6. Support leaders to enter into dialogs on wages in the team

The leader has the important task of explaining and translating messages from HR and top management concerning wage levels and development. Leaders must be ready to enter into a dialog on the significance of wages for engagement – both in the team and with the individual employee. The leader must recognize that wages can have a significant impact on engagement and that, for some, it is so significant that they switch jobs. The leaders must shift their focus towards providing examples of all the things that are now driving engagement at work to a greater degree so that this is visible to the employee.

7. Strengthen recognition of effort and connection to the team

The leader must be close to the employees in the team and be fully focused on recognition, both in the employee-leader relationship and also mutually between team members. Establish a common understanding that there are certain external circumstances affecting the frameworks for teamwork, and make it clear that if we help one another we will get through the situation safely. The perceived connection to the team and close colleagues is an important barrier to avoiding employee turnover.

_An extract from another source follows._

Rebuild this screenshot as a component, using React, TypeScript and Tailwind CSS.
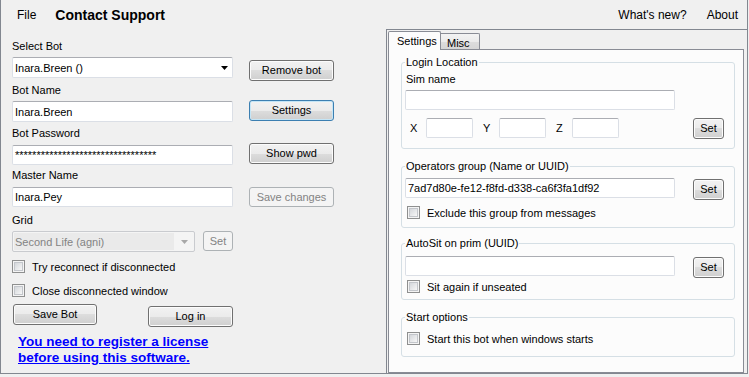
import type { ReactNode } from "react";

const btnFace =
  "bg-[linear-gradient(#f2f2f2,#ebebeb_50%,#dddddd_50%,#cfcfcf)] shadow-[inset_0_0_0_1px_#fcfcfc]";

function Button({
  label,
  className = "",
  focused = false,
  disabled = false,
}: {
  label: string;
  className?: string;
  focused?: boolean;
  disabled?: boolean;
}) {
  let look = `border-[#707070] ${btnFace} text-black`;
  if (focused) look = "border-[#3c7fb1] bg-[linear-gradient(#f2f2f2,#ebebeb_50%,#dddddd_50%,#cfcfcf)] shadow-[inset_0_0_0_1px_#c4e5f6] text-black";
  if (disabled) look = "border-[#adb2b5] bg-[#f4f4f4] text-[#838383]";
  return (
    <button
      type="button"
      className={`flex items-center justify-center shrink-0 rounded-[3px] border text-[11px] leading-none ${look} ${className}`}
    >
      {label}
    </button>
  );
}

function TextBox({ value = "", className = "" }: { value?: string; className?: string }) {
  return (
    <div
      className={`flex items-center shrink-0 rounded-[2px] border border-[#dbdfe6] border-t-[#abadb3] bg-white pl-[2px] whitespace-nowrap overflow-hidden ${className}`}
    >
      {value}
    </div>
  );
}

function Check({ label }: { label: string }) {
  return (
    <div className="flex items-center h-[13px]">
      <div className="w-[13px] h-[13px] shrink-0 border border-[#8e8f8f] bg-[#f4f4f4] p-[1px]">
        <div className="w-full h-full border border-[#c3c6cb] bg-linear-to-br from-[#d4d7db] to-[#f7f7f7]" />
      </div>
      <span className="ml-[7px] whitespace-nowrap">{label}</span>
    </div>
  );
}

// group box: legend sits on the top border line
function Group({ title, className = "", children }: { title: string; className?: string; children: ReactNode }) {
  return (
    <div className={`relative w-[334px] shrink-0 border border-[#d5dfe5] rounded-[3px] pl-[3px] pr-[10px] ${className}`}>
      <span className="absolute left-[3px] top-[-8px] px-[1px] leading-[14px] bg-[#fcfcfc] whitespace-nowrap">
        {title}
      </span>
      {children}
    </div>
  );
}

function MenuBar() {
  return (
    <div className="h-[29px] flex items-center text-[12px] shrink-0">
      <span className="ml-[16px]">File</span>
      <span className="ml-[19px] font-bold text-[14px]">Contact Support</span>
      <span className="ml-auto">What's new?</span>
      <span className="ml-[20px] mr-[9px]">About</span>
    </div>
  );
}

function LeftPanel() {
  return (
    <div className="w-[385px] shrink-0 flex flex-col pl-[11px] pt-[10px]">
      <div>Select Bot</div>
      <div className="mt-[4px] flex items-start">
        <div className="w-[221px] h-[21px] flex items-center rounded-[2px] border border-[#dbdfe6] border-t-[#abadb3] bg-white pl-[2px]">
          <span>Inara.Breen ()</span>
          <svg className="ml-auto mr-[4px]" width="7" height="4" viewBox="0 0 7 4">
            <polygon points="0,0 7,0 3.5,4" fill="#000" />
          </svg>
        </div>
        <Button label="Remove bot" className="ml-[16px] mt-[3px] w-[85px] h-[21px]" />
      </div>

      <div className="mt-[2px]">Bot Name</div>
      <div className="mt-[3px] flex items-start">
        <TextBox value="Inara.Breen" className="w-[221px] h-[21px] mt-[1px]" />
        <Button label="Settings" focused className="ml-[16px] w-[85px] h-[21px]" />
      </div>

      <div className="mt-[4px]">Bot Password</div>
      <div className="mt-[3px] flex items-start">
        <TextBox value="*********************************" className="w-[221px] h-[20px] mt-[2px]" />
        <Button label="Show pwd" className="ml-[16px] w-[85px] h-[21px]" />
      </div>

      <div className="mt-[3px]">Master Name</div>
      <div className="mt-[5px] flex items-start">
        <TextBox value="Inara.Pey" className="w-[221px] h-[20px]" />
        <Button label="Save changes" disabled className="ml-[16px] w-[85px] h-[20px]" />
      </div>

      <div className="mt-[6px]">Grid</div>
      <div className="mt-[4px] flex items-start">
        <div className="w-[183px] h-[21px] flex items-center rounded-[2px] border border-[#c9cbcf] bg-[#f4f4f4] p-[1px]">
          <div className="w-[160px] h-full flex items-center bg-[#eaeaea] pl-[1px] text-[#838383]">
            Second Life (agni)
          </div>
          <svg className="ml-auto mr-[5px]" width="7" height="4" viewBox="0 0 7 4">
            <polygon points="0,0 7,0 3.5,4" fill="#a8a8a8" />
          </svg>
        </div>
        <Button label="Set" disabled className="ml-[8px] w-[30px] h-[20px]" />
      </div>

      <div className="mt-[8px]">
        <Check label="Try reconnect if disconnected" />
      </div>
      <div className="mt-[11px]">
        <Check label="Close disconnected window" />
      </div>

      <div className="mt-[7px] flex items-start">
        <Button label="Save Bot" className="ml-[1px] w-[84px] h-[21px]" />
        <Button label="Log in" className="ml-[51px] mt-[2px] w-[85px] h-[21px]" />
      </div>

      <div className="mt-[7px] ml-[6px] text-[13.5px] leading-[16px] font-bold text-[#0000ff] underline">
        You need to register a license
        <br />
        before using this software.
      </div>
    </div>
  );
}

function RightPanel() {
  return (
    <div className="w-[361px] shrink-0 flex flex-col border-l border-t border-[#828790] pl-[1px] pt-[1px]">
      <div className="w-[356px] flex-1 flex flex-col">
        <div className="h-[18px] flex items-end shrink-0">
          <div className="relative z-10 mb-[-1px] h-[19px] w-[53px] flex items-center pl-[8px] rounded-t-[2px] border-l border-t border-r border-[#898c95] bg-[#fcfcfc]">
            Settings
          </div>
          <div className="h-[16px] w-[39px] flex items-center pl-[6px] pt-[2px] rounded-tr-[2px] border-t border-r border-[#898c95] bg-[linear-gradient(#f3f3f3,#ebebeb_50%,#dddddd_50%,#d6d6d6)]">
            Misc
          </div>
        </div>
        <div className="flex-1 flex flex-col border border-[#898c95] bg-[#fcfcfc] pl-[12px]">
          <Group title="Login Location" className="mt-[12px] pb-[9px]">
            <div className="mt-[9px] pl-[1px]">Sim name</div>
            <TextBox className="mt-[4px] w-[270px] h-[20px]" />
            <div className="mt-[8px] flex items-start h-[21px]">
              <span className="ml-[5px] w-[16px] h-[20px] flex items-center">X</span>
              <TextBox className="w-[47px] h-[20px]" />
              <span className="ml-[10px] w-[16px] h-[20px] flex items-center">Y</span>
              <TextBox className="w-[47px] h-[20px]" />
              <span className="ml-[10px] w-[16px] h-[20px] flex items-center">Z</span>
              <TextBox className="w-[47px] h-[20px]" />
              <Button label="Set" className="ml-auto w-[31px] h-[21px]" />
            </div>
          </Group>

          <Group title="Operators group (Name or UUID)" className="mt-[17px] pb-[8px]">
            <div className="mt-[11px] flex items-start">
              <TextBox value="7ad7d80e-fe12-f8fd-d338-ca6f3fa1df92" className="w-[270px] h-[20px]" />
              <Button label="Set" className="ml-auto mt-[1px] w-[31px] h-[21px]" />
            </div>
            <div className="mt-[6px] ml-[2px]">
              <Check label="Exclude this group from messages" />
            </div>
          </Group>

          <Group title="AutoSit on prim (UUID)" className="mt-[15px] pb-[6px]">
            <div className="mt-[12px] flex items-start">
              <TextBox className="w-[270px] h-[20px]" />
              <Button label="Set" className="ml-auto mt-[1px] w-[31px] h-[21px]" />
            </div>
            <div className="mt-[2px] ml-[2px]">
              <Check label="Sit again if unseated" />
            </div>
          </Group>

          <Group title="Start options" className="mt-[17px] pb-[11px]">
            <div className="mt-[14px] ml-[2px]">
              <Check label="Start this bot when windows starts" />
            </div>
          </Group>
        </div>
      </div>
    </div>
  );
}

export default function App() {
  return (
    <div className="w-[749px] h-[377px] bg-[#f0f0f0] font-['Liberation_Sans',Arial,sans-serif] text-black text-[11px] leading-[14px]">
      <div className="w-[748px] h-[374px] flex flex-col border-l border-r border-b border-[#828790]">
        <MenuBar />
        <div className="flex flex-1 min-h-0">
          <LeftPanel />
          <RightPanel />
        </div>
      </div>
    </div>
  );
}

Remain Close to the Employees

Right now, there is a great risk that you will lose some of the employees that are most important to the company or the team. Therefore, it is critical that leaders remain close to the employees. Leaders take responsibility and listen to an even greater degree and, at times, enter into difficult dialogs concerning the drivers of employee motivation and engagement and how the situation can be improved.

HR must make sure that these dialogs are supported at all levels of the organization by a data-driven foundation so that the leaders can always tap into what is most important for the team’s/unit’s motivation and engagement. HR must also ensure that leaders receive general feedback from exit surveys and interviews so that they can consider whether their focus and communication require adjustment.